As good as the Gauchos were in game one, the Aggies were even better in game two. Aggie starting pitcher Brad McAtee decimated the Gaucho lineup, going eight strong and allowing only one run. The Gaucho pitching, on the other hand, left something to be desired. Freshman Mario Hollands pitched solidly for the first part of the game, going three innings before surrendering a Davis run. In the fourth inning, the Aggies scored their first run and added a second run in the fifth. It was in the sixth inning that the game started getting out of hand. Three Gaucho pitchers combined to allow seven runs on three hits, three walks, two errors and two hit batsmen. Davis then continued the onslaught in the seventh, scoring another six runs and putting the game firmly out of reach. When all was said and done, the Aggies had put up 16 runs to the Gauchos’ 2, and the series was even.
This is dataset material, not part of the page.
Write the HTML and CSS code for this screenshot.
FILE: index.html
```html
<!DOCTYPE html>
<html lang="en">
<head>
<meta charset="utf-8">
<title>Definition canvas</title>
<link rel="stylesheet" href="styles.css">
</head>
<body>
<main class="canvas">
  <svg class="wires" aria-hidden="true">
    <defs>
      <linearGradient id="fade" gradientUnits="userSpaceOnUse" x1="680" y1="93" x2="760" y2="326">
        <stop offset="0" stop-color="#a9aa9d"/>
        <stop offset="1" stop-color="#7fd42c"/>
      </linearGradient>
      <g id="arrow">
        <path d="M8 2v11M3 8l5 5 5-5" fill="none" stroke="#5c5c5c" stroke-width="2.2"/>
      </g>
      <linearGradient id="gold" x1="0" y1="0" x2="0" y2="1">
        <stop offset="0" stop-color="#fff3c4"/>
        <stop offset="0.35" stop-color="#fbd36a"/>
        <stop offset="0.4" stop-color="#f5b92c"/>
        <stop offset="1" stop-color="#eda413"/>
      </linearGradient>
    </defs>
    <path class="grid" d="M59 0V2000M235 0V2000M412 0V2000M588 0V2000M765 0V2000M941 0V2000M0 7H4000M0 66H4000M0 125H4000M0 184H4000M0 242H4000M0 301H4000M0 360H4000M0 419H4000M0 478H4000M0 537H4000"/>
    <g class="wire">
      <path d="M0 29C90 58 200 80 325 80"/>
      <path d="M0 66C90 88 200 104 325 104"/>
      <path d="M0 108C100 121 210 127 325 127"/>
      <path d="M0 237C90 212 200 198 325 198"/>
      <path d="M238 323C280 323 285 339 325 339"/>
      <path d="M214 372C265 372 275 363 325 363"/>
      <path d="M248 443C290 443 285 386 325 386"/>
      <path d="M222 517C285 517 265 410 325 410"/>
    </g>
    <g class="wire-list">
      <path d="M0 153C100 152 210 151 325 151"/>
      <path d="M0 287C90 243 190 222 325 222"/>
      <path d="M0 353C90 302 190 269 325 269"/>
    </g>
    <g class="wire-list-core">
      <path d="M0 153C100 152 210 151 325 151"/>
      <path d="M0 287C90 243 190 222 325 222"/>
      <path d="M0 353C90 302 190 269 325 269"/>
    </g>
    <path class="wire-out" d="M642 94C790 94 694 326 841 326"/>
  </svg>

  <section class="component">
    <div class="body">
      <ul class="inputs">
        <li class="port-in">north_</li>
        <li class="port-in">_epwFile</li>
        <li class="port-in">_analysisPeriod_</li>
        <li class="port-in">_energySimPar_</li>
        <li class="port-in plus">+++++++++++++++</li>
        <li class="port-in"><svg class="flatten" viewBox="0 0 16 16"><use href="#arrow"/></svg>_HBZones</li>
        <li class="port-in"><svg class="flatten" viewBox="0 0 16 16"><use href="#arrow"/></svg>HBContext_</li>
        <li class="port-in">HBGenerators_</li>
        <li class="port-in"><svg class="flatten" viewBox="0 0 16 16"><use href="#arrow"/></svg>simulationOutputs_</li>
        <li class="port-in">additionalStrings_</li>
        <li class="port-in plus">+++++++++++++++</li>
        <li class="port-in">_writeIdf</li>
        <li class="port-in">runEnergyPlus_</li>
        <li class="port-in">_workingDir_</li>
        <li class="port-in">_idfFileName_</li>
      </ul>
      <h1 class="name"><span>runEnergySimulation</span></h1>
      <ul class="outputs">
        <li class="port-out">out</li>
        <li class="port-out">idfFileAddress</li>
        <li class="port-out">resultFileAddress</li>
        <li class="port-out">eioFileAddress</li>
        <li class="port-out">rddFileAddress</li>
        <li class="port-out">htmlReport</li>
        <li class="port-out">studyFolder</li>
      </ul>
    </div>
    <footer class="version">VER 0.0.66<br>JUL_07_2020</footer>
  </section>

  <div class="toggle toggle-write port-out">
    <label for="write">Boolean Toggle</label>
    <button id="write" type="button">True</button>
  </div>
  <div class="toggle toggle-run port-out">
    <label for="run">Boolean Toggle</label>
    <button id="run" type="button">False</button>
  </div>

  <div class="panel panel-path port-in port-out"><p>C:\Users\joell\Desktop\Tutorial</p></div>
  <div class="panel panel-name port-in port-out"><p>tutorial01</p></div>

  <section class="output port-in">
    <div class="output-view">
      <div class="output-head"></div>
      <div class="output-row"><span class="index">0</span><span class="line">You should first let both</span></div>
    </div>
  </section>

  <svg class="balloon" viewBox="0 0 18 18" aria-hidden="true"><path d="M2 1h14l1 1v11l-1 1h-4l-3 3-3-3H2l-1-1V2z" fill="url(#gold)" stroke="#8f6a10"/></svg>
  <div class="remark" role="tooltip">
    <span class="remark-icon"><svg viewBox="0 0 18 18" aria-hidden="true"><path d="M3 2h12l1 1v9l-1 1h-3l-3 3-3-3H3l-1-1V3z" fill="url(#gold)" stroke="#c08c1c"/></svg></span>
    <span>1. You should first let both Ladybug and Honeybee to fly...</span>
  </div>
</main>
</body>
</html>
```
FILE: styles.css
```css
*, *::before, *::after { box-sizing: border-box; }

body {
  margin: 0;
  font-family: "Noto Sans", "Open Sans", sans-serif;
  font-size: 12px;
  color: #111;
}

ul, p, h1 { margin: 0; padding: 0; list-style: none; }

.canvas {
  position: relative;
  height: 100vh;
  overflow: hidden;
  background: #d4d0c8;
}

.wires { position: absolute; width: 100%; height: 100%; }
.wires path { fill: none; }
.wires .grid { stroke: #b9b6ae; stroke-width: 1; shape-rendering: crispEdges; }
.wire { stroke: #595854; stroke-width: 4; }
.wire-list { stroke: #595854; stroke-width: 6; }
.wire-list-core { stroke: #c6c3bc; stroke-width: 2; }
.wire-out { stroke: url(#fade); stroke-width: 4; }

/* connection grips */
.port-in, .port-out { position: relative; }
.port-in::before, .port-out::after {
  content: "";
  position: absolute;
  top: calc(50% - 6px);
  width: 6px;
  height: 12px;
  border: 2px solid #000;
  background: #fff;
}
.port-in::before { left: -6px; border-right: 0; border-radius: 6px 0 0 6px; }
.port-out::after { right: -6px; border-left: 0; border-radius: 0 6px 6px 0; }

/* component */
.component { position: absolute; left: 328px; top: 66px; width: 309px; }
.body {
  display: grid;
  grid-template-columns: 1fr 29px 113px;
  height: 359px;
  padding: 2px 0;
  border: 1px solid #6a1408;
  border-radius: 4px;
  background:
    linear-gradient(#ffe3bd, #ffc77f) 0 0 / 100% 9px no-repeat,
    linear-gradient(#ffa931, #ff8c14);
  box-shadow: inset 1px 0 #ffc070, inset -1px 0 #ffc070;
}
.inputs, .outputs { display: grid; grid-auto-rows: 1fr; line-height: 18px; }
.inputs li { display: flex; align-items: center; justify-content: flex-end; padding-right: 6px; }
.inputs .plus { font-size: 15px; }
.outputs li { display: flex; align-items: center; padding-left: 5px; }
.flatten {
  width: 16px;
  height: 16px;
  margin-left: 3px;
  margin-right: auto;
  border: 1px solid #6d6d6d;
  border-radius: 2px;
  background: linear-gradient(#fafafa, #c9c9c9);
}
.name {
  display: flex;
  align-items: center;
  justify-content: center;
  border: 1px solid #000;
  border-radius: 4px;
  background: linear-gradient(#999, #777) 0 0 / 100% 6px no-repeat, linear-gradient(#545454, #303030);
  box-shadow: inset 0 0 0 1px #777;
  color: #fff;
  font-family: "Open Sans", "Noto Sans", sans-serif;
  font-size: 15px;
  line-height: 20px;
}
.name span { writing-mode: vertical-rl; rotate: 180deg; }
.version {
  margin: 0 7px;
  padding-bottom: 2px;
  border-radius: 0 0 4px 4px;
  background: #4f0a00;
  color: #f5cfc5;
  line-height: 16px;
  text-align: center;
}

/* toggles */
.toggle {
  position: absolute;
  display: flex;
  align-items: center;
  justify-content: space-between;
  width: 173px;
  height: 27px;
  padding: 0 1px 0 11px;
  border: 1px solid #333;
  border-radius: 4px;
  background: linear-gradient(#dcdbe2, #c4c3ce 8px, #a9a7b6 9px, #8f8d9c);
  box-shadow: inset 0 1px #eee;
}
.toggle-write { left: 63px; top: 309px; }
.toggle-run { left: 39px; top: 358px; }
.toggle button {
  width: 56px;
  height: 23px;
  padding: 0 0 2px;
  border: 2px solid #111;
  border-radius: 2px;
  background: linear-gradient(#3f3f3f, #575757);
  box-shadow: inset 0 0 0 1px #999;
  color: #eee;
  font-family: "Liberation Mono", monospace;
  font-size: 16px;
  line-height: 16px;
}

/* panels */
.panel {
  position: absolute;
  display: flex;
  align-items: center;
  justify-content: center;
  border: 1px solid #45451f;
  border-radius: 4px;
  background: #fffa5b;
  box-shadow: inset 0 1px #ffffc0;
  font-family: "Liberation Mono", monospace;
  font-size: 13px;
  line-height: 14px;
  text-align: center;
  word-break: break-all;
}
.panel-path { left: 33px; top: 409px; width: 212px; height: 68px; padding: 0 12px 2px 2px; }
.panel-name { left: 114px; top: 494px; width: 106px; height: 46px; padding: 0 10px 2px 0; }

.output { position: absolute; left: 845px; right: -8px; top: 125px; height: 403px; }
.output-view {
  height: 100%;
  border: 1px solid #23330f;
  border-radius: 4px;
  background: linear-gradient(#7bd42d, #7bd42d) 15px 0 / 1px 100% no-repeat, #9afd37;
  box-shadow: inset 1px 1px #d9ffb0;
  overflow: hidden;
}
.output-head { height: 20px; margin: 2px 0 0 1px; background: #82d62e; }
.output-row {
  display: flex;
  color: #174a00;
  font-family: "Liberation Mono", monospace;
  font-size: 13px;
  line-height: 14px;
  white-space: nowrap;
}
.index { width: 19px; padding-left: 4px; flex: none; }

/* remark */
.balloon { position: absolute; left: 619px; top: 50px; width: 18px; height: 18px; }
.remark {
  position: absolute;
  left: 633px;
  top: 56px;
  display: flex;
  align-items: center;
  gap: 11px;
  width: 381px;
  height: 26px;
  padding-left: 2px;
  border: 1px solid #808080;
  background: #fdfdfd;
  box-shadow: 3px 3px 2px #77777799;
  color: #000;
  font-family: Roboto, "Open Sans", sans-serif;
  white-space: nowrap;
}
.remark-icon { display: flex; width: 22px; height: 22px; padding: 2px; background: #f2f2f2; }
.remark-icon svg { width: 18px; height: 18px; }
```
Junior first baseman Eric Oliver had the best day of any Gaucho, going 3-4 and contributing both of UCSB’s RBI.
The rubber match of the series proved to be much more exciting. The Gauchos got off to a hot start, scoring three runs in the bottom half of the first inning on RBI singles from Carlson and Rose. The lead did not last long though, as the Aggies raced back and took the lead in the third inning, 4-3. Junior infielder Steve Cook tied things up again for the Gauchos with an RBI single in the fifth, and the score remained 4-4 until the sixth inning. That’s when things got interesting. UCD put together a five-run sixth inning and the Gauchos looked to be out of it.
However, one run in the bottom of the sixth and a quick one-two-three inning in the top of the seventh resulted in a change in momentum, which UCSB quickly capitalized on. In the bottom of the seventh, Carlson and Rose continued their hot hitting and drove in one and two runs, respectively. Down 9-8, senior catcher Matt McColgan continued the rally with a two-run bomb over the left field fence to give the Gauchos the lead. Three Gaucho batters would get consecutive hits after McColgan, culminating in a six-run seventh and a 12-9 UCSB lead.
But just as the Gauchos did not quit when down big, neither did the Aggies. With two down in the eighth, the Aggies put together a run of their own, loading the bases and subsequently driving two runs home. But the rally stopped there, and the Gauchos had a chance to close out the game in the ninth inning. Santa Barbara reliever junior Jason Roenicke struck out the first two batters of the inning, and had a 0-2 pitch for the save.
At that point, when victory seemed imminent, fans at Caesar Uyesaka Stadium heard an Aggie coach yell out, “We’re far from done.” He was right. A double, a single and a defensive miscue later, the Gauchos found themselves down 13-12 going into the bottom of the ninth inning. Sophomore designated hitter Gunner Terhune started things off well in the potential final frame for UCSB, reaching base with a single. He then advanced on a sacrifice bunt, and the Gauchos had the tying run in scoring position. After Cook popped out to second, Santa Barbara was down to its final out, but Gump delivered in the clutch, singling a dribbler past first base and scoring Terhune. The game would stay tied going into extra innings and through the 10th. However, the 11th would prove to be UCSB’s undoing. The Aggies continued swinging the bat well, and when combined with more Gaucho defensive mistakes, ended up putting five more runs on the board. While UCSB was able to retake one of those runs in the bottom of the 11th, the deficit proved too much to overcome.
“Obviously it wasn’t our best game defensively, but I think we learned from those mistakes,” Rose said. “It’s definitely a learning experience.”
Despite the difficult loss, the team’s attitude remained positive.
“I thought we competed incredibly well,” Brontesema said. “When we were down by four or five runs, we could have easily quit, but we didn’t.”
With the series loss, UCSB no longer holds the top spot in a very strong Big West conference. Moving down the stretch of conference play though, the Gauchos remain near the top and very much in position to make a move at the Big West title, which would be an incredible feat in this notorious powerhouse conference.
“From top to bottom, this Big West is unreal,” Terhune said. ” But I feel like we can be the top contender.”